I'm not surprised several secular scientists say that. I'm convinced they are wrong.
If you're interested in this topic I can recommend a few good books by people with top notch scientific credentials:
Signature in the Cell by Stephen Meyer
Darwin's Black Box by Michael Behe
The Edge of Evolution by Michael Behe
But, in the end, it doesn't matter how small the chances are. I still hold to if we about there is even a chance, we've lost.
As a side note, I hate the term "mathematically impossible" attached to really low odds, like some preacher's do with this issue. I had it drilled into my head by many math profs that "if it's not zero, it's not zero".
I think that "probability arguments" in Intelligent design are really just a more precise and scientific version of the type of reasoning we use every day.
It's not absolutely statistically impossible that forces of erosion could produce the equivalent of Mt. Rushmore. But it is so incredibly unlikely that no reasonable person would believe it.

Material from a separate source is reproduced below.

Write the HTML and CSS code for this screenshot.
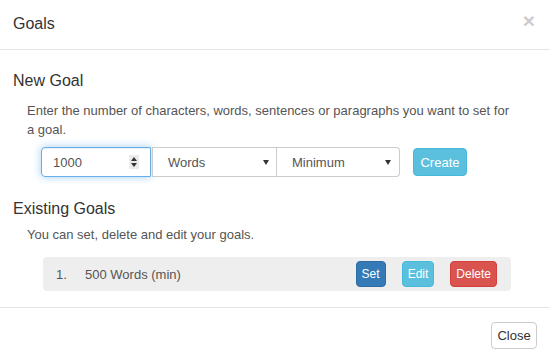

Here's another example. Tell me if I'm wrong (this is more your area than mine), but I think that statistical mechanics/thermodynamics says that it is not exactly IMPOSSIBLE for an ice cube to spontaneously form in a glass of water sitting at room temperature. But it is super incredibly improbable. So super incredibly improbable that we can PRACTICALLY treat it as impossible because it is a violation of the 2nd law of thermodynamics. In a sense, isn't the 2nd law of Thermodynamics, from a statistical mechanics viewpoint, a law based on probability (or, more precisely, improbability)?
At some point things become so super incredibly improbable that no reasonable person should believe they would occur (without God's intervention). That's the type of argument Intelligent Design people make. And they make it very carefully and conservatively and, imo, convincingly.